# [PROBLEM STATEMENT]
Scan the material that follows. Copy every line containing the word "index".

# [Web page code records]
# # # # # # #
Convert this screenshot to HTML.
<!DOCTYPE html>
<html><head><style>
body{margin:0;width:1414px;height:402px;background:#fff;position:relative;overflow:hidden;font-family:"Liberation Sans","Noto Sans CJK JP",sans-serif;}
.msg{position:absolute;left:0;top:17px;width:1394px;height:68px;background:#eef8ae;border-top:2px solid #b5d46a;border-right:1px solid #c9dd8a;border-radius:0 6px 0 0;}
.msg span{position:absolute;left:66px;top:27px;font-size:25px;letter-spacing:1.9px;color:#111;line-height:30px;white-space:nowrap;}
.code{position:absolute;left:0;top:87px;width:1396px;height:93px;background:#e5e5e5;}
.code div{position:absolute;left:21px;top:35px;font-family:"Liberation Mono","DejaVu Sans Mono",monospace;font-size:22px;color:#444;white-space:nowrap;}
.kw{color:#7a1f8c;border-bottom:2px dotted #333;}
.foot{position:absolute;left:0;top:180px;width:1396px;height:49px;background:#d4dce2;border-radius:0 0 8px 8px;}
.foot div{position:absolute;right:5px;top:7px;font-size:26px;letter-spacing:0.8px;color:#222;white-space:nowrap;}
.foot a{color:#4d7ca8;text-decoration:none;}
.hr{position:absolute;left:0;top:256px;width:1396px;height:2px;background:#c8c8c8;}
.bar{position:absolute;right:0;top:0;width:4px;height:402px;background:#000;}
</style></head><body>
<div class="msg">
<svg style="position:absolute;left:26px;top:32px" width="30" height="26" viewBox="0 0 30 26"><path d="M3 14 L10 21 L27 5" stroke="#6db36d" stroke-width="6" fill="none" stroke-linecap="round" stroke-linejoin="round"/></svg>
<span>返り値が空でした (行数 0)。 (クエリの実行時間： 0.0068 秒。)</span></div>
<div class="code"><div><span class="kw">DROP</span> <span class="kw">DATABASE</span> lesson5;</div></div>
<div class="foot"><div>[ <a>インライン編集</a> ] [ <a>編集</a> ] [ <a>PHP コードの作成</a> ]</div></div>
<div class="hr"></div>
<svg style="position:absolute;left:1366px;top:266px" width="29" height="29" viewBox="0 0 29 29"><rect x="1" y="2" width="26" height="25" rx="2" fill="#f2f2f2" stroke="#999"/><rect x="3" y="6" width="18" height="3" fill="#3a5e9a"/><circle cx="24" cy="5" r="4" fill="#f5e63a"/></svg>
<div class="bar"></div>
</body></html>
# # # # # # #
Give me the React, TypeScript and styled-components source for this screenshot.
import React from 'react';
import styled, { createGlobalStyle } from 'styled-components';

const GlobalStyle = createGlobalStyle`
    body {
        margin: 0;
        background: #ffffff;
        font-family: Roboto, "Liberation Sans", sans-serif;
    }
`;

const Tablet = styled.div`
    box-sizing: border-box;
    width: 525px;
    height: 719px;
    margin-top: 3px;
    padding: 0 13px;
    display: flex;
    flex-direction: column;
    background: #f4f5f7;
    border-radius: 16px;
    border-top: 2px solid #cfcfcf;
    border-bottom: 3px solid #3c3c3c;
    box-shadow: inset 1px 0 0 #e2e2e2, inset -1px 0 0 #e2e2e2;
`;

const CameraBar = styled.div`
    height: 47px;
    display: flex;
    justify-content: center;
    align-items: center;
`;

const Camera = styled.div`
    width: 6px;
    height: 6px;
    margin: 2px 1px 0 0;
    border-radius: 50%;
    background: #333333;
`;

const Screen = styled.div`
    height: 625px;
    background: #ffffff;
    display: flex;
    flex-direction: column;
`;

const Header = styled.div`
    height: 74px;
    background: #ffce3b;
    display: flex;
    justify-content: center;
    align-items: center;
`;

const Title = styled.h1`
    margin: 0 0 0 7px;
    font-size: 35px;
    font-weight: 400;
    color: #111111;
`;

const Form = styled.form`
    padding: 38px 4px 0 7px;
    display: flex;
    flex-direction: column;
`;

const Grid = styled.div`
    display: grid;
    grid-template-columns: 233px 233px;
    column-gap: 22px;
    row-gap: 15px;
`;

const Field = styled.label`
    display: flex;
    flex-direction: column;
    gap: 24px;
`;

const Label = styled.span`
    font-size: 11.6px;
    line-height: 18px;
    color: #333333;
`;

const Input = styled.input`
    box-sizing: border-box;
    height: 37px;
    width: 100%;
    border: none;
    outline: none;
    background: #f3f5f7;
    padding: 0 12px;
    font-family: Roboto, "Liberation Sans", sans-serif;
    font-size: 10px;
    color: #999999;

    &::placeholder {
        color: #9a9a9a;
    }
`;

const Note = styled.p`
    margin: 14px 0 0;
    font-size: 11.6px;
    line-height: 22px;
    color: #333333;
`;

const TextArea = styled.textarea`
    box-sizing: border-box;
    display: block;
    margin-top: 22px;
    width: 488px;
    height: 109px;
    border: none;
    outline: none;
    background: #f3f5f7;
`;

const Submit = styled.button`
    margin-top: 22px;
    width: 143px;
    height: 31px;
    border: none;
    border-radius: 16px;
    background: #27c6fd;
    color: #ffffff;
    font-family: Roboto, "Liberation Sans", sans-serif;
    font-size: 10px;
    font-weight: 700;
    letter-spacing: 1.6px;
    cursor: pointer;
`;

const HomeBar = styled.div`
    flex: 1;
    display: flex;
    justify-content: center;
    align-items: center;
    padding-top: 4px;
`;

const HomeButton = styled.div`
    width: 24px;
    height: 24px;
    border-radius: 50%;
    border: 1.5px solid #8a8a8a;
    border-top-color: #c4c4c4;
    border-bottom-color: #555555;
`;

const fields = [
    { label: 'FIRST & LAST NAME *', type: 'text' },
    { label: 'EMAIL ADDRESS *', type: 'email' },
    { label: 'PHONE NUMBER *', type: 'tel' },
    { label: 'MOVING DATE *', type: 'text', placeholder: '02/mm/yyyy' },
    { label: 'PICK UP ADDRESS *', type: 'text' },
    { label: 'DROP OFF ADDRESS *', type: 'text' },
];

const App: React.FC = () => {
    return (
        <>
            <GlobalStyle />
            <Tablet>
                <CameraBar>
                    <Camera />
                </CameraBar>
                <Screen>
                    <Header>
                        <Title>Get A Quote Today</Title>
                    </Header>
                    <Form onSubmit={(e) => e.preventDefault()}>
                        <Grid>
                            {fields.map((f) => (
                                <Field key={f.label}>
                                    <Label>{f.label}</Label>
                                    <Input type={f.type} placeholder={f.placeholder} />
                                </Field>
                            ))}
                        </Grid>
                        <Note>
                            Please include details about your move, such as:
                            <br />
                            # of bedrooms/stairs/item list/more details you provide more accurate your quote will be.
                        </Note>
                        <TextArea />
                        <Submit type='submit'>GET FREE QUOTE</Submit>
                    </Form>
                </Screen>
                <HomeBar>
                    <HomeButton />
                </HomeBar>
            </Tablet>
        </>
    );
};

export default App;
# # # # # # #
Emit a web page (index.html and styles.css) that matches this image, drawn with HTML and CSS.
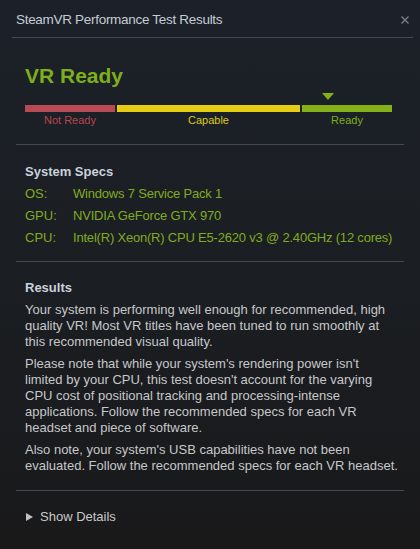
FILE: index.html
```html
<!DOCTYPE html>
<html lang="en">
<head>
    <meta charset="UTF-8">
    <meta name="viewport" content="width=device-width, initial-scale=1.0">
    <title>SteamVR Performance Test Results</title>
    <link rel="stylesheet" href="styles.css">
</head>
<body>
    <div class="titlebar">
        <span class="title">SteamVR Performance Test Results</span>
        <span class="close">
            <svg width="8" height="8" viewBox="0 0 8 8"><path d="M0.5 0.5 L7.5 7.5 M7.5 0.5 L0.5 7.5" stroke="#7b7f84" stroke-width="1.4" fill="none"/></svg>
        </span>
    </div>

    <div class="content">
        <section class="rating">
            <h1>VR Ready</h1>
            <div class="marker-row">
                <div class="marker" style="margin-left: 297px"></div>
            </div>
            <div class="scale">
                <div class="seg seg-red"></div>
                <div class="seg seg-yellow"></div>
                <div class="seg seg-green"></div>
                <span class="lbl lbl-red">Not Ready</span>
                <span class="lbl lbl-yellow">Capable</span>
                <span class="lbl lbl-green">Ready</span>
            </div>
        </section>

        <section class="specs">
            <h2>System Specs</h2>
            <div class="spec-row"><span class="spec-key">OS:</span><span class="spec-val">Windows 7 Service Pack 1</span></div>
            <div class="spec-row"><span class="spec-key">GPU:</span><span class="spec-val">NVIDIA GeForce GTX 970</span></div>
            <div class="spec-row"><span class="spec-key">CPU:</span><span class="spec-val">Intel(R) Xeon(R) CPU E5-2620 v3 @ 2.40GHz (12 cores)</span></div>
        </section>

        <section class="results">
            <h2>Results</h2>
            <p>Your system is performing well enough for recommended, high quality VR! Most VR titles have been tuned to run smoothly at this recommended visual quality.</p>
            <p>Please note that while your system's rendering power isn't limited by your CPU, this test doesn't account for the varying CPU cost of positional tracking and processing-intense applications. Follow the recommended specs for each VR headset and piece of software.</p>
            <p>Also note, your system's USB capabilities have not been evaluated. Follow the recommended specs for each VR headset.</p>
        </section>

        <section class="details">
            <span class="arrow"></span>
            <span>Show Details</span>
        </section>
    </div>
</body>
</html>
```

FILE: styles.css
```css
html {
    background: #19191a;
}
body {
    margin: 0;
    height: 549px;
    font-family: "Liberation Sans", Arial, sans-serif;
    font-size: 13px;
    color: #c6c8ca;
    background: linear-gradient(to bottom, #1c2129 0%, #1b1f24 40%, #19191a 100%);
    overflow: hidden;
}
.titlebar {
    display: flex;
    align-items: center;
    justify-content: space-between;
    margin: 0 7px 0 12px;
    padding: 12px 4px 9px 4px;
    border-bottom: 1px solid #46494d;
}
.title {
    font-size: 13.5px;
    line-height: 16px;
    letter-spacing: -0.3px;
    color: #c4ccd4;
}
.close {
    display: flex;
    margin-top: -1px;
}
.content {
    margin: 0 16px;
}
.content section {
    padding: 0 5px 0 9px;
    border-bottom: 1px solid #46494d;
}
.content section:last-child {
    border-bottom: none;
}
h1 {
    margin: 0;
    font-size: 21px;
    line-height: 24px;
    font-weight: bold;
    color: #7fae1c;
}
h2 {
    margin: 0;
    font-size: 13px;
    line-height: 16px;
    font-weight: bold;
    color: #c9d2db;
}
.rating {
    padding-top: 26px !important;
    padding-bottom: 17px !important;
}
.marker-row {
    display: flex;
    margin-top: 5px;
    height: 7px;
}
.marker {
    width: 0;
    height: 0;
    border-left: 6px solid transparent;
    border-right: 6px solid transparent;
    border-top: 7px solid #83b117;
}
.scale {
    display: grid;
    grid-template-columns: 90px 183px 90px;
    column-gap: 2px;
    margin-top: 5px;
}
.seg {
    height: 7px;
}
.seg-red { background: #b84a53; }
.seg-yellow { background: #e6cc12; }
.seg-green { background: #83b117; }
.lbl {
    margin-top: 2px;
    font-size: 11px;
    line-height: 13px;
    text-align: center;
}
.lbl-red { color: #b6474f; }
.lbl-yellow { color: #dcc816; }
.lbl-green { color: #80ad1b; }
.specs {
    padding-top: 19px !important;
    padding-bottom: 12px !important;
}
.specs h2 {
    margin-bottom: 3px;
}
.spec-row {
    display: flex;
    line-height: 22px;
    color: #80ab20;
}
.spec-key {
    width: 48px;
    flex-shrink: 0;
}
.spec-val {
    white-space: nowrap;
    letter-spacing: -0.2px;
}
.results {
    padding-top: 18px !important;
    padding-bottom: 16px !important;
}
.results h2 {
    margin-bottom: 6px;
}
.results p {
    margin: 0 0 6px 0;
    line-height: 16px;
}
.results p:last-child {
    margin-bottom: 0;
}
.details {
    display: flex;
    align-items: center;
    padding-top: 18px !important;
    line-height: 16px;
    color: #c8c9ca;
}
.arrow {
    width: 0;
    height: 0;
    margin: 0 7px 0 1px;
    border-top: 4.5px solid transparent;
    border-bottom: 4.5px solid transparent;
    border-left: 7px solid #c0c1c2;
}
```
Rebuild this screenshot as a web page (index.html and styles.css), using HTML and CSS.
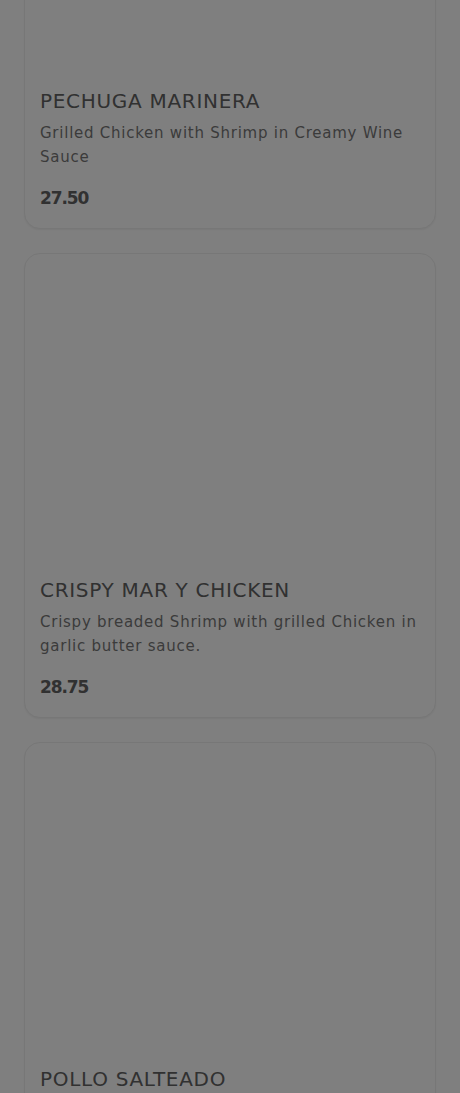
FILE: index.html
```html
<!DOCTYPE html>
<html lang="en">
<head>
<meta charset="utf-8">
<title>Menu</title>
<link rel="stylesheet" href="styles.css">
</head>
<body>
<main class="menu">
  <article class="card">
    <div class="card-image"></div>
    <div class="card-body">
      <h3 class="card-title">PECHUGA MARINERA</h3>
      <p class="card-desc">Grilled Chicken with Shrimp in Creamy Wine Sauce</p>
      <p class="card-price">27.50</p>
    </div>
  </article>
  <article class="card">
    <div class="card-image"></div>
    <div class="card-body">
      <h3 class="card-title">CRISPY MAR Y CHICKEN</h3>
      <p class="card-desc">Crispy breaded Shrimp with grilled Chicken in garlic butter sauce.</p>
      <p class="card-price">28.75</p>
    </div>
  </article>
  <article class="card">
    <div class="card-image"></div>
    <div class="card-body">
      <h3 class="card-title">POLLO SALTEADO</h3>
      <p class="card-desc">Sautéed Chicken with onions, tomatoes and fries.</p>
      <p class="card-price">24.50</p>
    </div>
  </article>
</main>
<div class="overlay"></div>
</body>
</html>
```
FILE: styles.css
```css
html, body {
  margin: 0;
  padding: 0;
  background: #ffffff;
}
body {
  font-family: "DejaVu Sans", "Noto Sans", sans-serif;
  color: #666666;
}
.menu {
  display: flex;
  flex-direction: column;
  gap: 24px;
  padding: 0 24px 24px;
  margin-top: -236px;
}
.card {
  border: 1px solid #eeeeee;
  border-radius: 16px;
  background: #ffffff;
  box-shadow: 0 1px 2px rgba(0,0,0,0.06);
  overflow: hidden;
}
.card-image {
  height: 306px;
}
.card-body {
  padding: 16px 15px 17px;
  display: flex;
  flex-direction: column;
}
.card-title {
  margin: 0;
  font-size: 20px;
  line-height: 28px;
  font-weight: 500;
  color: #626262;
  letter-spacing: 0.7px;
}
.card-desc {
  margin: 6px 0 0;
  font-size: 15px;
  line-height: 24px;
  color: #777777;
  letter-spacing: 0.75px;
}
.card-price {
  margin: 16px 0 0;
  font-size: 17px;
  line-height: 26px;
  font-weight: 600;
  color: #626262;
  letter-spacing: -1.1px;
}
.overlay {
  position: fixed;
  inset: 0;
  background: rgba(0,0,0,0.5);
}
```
# # # # # # #
# [TASK RESULT]
Emit a web page (index.html and styles.css) that matches this image, drawn with HTML and CSS.
FILE: index.html
Rebuild this screenshot as a web page (index.html and styles.css), using HTML and CSS.
FILE: index.html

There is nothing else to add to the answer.